As the geopolitical and technological environment evolves, so too will the risk landscape—making it critical to regularly update contracts to maintain real-world readiness.
What should we be thinking about now?
- Engage lawyers to conduct a contractual stress test: what happens if your firm, or a key vendor must exit the region within thirty days?
- Consider strengthening contractual provisions to reduce ambiguity and strengthen enforceability (for example, internet backouts, asset freezes) – will these work in your destination jurisdiction?
Private Wealth Structuring: Personal Legal Transitions
For founders and investors relocating, legal restructuring extends beyond the company:
- The UK offers remittance-based taxation; Switzerland provides lump-sum tax arrangements—both requiring careful planning around trusts, family offices, and cross-border investments.
- Transparency regimes like Common Reporting Standards (CRS) and Council Directive (EU) 2018/822 of 25 May 2018 (DAC6) mean personal structures must align with evolving global disclosure rules.
With tax and reporting rules evolving alongside geopolitical and regulatory changes, early and flexible planning is vital to preserve control, flexibility, and compliance in an uncertain landscape.
The UK is a very attractive jurisdiction for high-net worth individuals seeking to establish family offices in the UK. However, they should be aware that the FCA may consider certain activities – such as portfolio management or arranging deals in investments – as activities which require regulation in the UK. The regulatory perimeter depends on the structure and the client base of the office. Advance legal structuring, advice and scope assessments are essential to avoid inadvertent breaches.
What should we be thinking about now?
- Consider taxation issues (such as the UK’s remittance basis and Switzerland’s lump sum tax) – what works?
- Review your trust, holding or family office structures for compliance with regulatory regimes in your destination jurisdiction.
- Anticipate how relocation will affect residency, domicile and succession planning – including any impact on exiting estate plans.
- Engage a private client lawyer at an early stage to assist with coordinating relocation, reporting obligations and restructuring. This should be done simultaneously – don’t treat them as separate tracks!
Final Word: Law as a Strategic Asset — With Eyes Wide Open
These jurisdictional recalibrations aren’t about abandoning one region, but designing globally coherent legal frameworks that underpin sustainable, cross-border growth.
The UK and Switzerland remain magnets for firms thanks to their stability and innovation-friendly environments.
By contrast, the EU’s MiCA framework, despite its harmonisation goals, is widely seen in the industry as unduly complex and burdensome, currently delaying or discouraging firms from structuring core operations within the EU. However, as MiCA’s regulatory landscape matures, its impact and attractiveness may change.

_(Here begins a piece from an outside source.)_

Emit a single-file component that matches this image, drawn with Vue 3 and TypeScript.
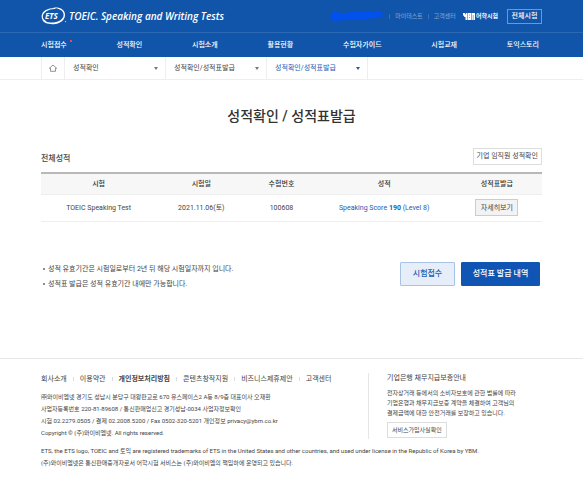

Geopolitical tensions may also limit moves toward the US, making it critical for firms to find stable alternatives balancing regulatory certainty and strategic distance from regional risk.

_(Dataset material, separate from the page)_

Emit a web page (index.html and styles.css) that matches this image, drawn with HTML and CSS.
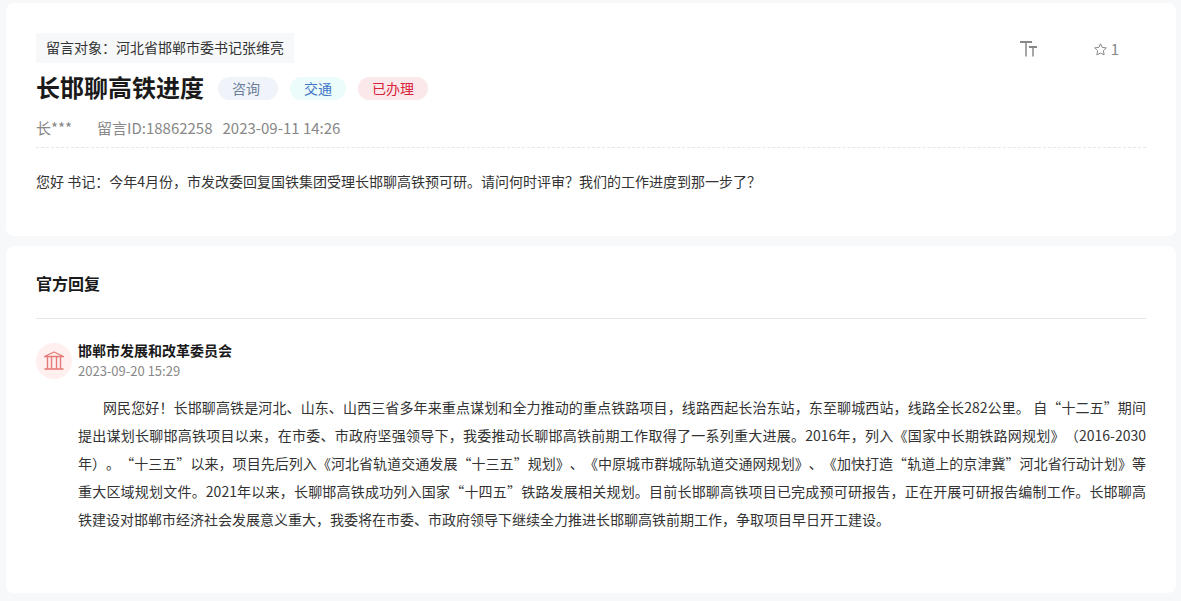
FILE: index.html
```html
<!DOCTYPE html>
<html lang="zh-CN">
<head>
    <meta charset="UTF-8">
    <meta name="viewport" content="width=device-width, initial-scale=1.0">
    <title>长邯聊高铁进度</title>
    <link rel="stylesheet" href="styles.css">
</head>
<body>

<article class="card">
    <div class="card-top">
        <p class="target">留言对象：河北省邯郸市委书记张维亮</p>
        <div class="actions">
            <button type="button" class="action" aria-label="字体大小">
                <svg width="18" height="16" viewBox="0 0 18 16" fill="none" stroke="currentColor">
                    <path d="M0 1H12M9 6H17" stroke-width="2"/>
                    <path d="M6 1V15.5M13 6V15.5" stroke-width="1.5"/>
                </svg>
            </button>
            <button type="button" class="action" aria-label="收藏 1">
                <svg width="13" height="13" viewBox="0 0 13 13" fill="none" stroke="currentColor" stroke-linejoin="round">
                    <path d="M6.5 0.8L8.2 4.4L12.3 4.9L9.4 7.7L10.1 11.9L6.5 10L2.9 11.9L3.6 7.7L0.7 4.9L4.8 4.4Z"/>
                </svg>
                <span>1</span>
            </button>
        </div>
    </div>
    <div class="title-row">
        <h1>长邯聊高铁进度</h1>
        <div class="tags">
            <span class="tag tag-type">咨询</span>
            <span class="tag tag-field">交通</span>
            <span class="tag tag-state">已办理</span>
        </div>
    </div>
    <div class="meta">
        <span class="user">长***</span>
        <span>留言ID:18862258</span>
        <span>2023-09-11 14:26</span>
    </div>
    <p class="message">您好 书记：今年4月份，市发改委回复国铁集团受理长邯聊高铁预可研。请问何时评审？我们的工作进度到那一步了？</p>
</article>

<section class="card">
    <h2>官方回复</h2>
    <div class="reply">
        <div class="avatar">
            <svg width="20" height="20" viewBox="0 0 20 20" fill="none" stroke="currentColor">
                <path d="M0.5 5.5L10 1L19.5 5.5Z" stroke-width="1.3" stroke-linejoin="round"/>
                <path d="M0.5 18H19.5" stroke-width="1.6"/>
                <path d="M3.5 6V17.5M7.5 6V17.5M12.5 6V17.5M16.5 6V17.5" stroke-width="1.4"/>
            </svg>
        </div>
        <div class="reply-main">
            <h3>邯郸市发展和改革委员会</h3>
            <time datetime="2023-09-20 15:29">2023-09-20 15:29</time>
            <p class="reply-text">网民您好！长邯聊高铁是河北、山东、山西三省多年来重点谋划和全力推动的重点铁路项目，线路西起长治东站，东至聊城西站，线路全长282公里。 自“十二五”期间提出谋划长聊邯高铁项目以来，在市委、市政府坚强领导下，我委推动长聊邯高铁前期工作取得了一系列重大进展。2016年，列入《国家中长期铁路网规划》（2016-2030年）。“十三五”以来，项目先后列入《河北省轨道交通发展“十三五”规划》、《中原城市群城际轨道交通网规划》、《加快打造“轨道上的京津冀”河北省行动计划》等重大区域规划文件。2021年以来，长聊邯高铁成功列入国家“十四五”铁路发展相关规划。目前长邯聊高铁项目已完成预可研报告，正在开展可研报告编制工作。长邯聊高<span class="nowrap">铁建设</span>对邯郸市经济社会发展意义重大，我委将在市委、市政府领导下继续全力推进长邯聊高铁前期工作，争取项目早日开工建设。</p>
        </div>
    </div>
</section>

</body>
</html>
```
FILE: styles.css
```css
* {
    box-sizing: border-box;
}
body {
    margin: 0;
    padding: 3px 5px 7px 6px;
    background-color: #f7f8fa;
    color: #333;
    font-family: "Noto Sans CJK SC", sans-serif;
    font-size: 14px;
    text-spacing-trim: space-all;
}
h1, h2, h3, p {
    margin: 0;
}
.card {
    padding: 30px;
    background-color: #fff;
    border-radius: 8px;
}
.card + .card {
    margin-top: 10px;
    padding: 22px 30px 60px;
}
.card-top {
    display: flex;
    justify-content: space-between;
    align-items: center;
}
.target {
    padding: 0 10px 2px;
    line-height: 28px;
    background-color: #f7f8fa;
}
.actions {
    display: flex;
    gap: 56px;
    padding: 2px 27px 0 0;
}
.action {
    display: flex;
    align-items: center;
    gap: 4px;
    padding: 0;
    border: 0;
    background: none;
    color: #888;
    font-family: inherit;
    font-size: 15px;
    line-height: 20px;
    cursor: pointer;
}
.title-row {
    display: flex;
    align-items: center;
    gap: 14px;
    margin-top: 8px;
}
h1 {
    padding-bottom: 2px;
    color: #1a1a1a;
    font-size: 24px;
    line-height: 32px;
}
.tags {
    display: flex;
    gap: 12px;
}
.tag {
    padding: 0 14px;
    border-radius: 12px;
    line-height: 23px;
}
.tag-type {
    padding-right: 18px;
    background-color: #f0f4fa;
    color: #6e7f9b;
}
.tag-field {
    background-color: #ebfcfa;
    color: #3f74c7;
}
.tag-state {
    background-color: #fae8ea;
    color: #d9243c;
}
.meta {
    display: flex;
    gap: 10px;
    padding: 12px 0 8px;
    border-bottom: 1px dashed #e6e6e6;
    color: #888;
    font-size: 15px;
    line-height: 22px;
}
.user {
    margin-right: 15px;
}
.message {
    padding: 19px 0 11px;
    line-height: 28px;
}
h2 {
    padding-bottom: 20px;
    border-bottom: 1px solid #e6e6e6;
    color: #1a1a1a;
    font-size: 16px;
    line-height: 30px;
}
.reply {
    display: flex;
    gap: 6px;
    padding-top: 24px;
}
.avatar {
    display: flex;
    flex: none;
    align-items: center;
    justify-content: center;
    width: 36px;
    height: 36px;
    border-radius: 50%;
    background-color: #ffefef;
    color: #e67a76;
}
h3 {
    padding-bottom: 4px;
    color: #1a1a1a;
    font-size: 14px;
    line-height: 14px;
}
time {
    display: block;
    color: #888;
    font-size: 13px;
    line-height: 20px;
}
.reply-text {
    margin-top: 12px;
    line-height: 28px;
    text-align: justify;
    text-indent: 25px;
}
.nowrap {
    white-space: nowrap;
}
```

This is an early and evolving phase. Businesses and legal teams must stay agile, continuously reassessing strategies as circumstances and regulations develop.
Whether aligning with MiCA in Europe, centralising governance in the UK, or recalibrating workforce strategies across borders, legal strategy is now business strategy.
As legal professionals, our job is to help clients manage risk, maintain compliance, and build resilient, scalable structures—not just to survive, but to thrive.
The decisions made today—under uncertainty and pressure—will shape how these companies attract capital, retain talent, and meet regulatory expectations for years to come. Those with strong, adaptable legal foundations won’t just weather this storm—they’ll lead through it.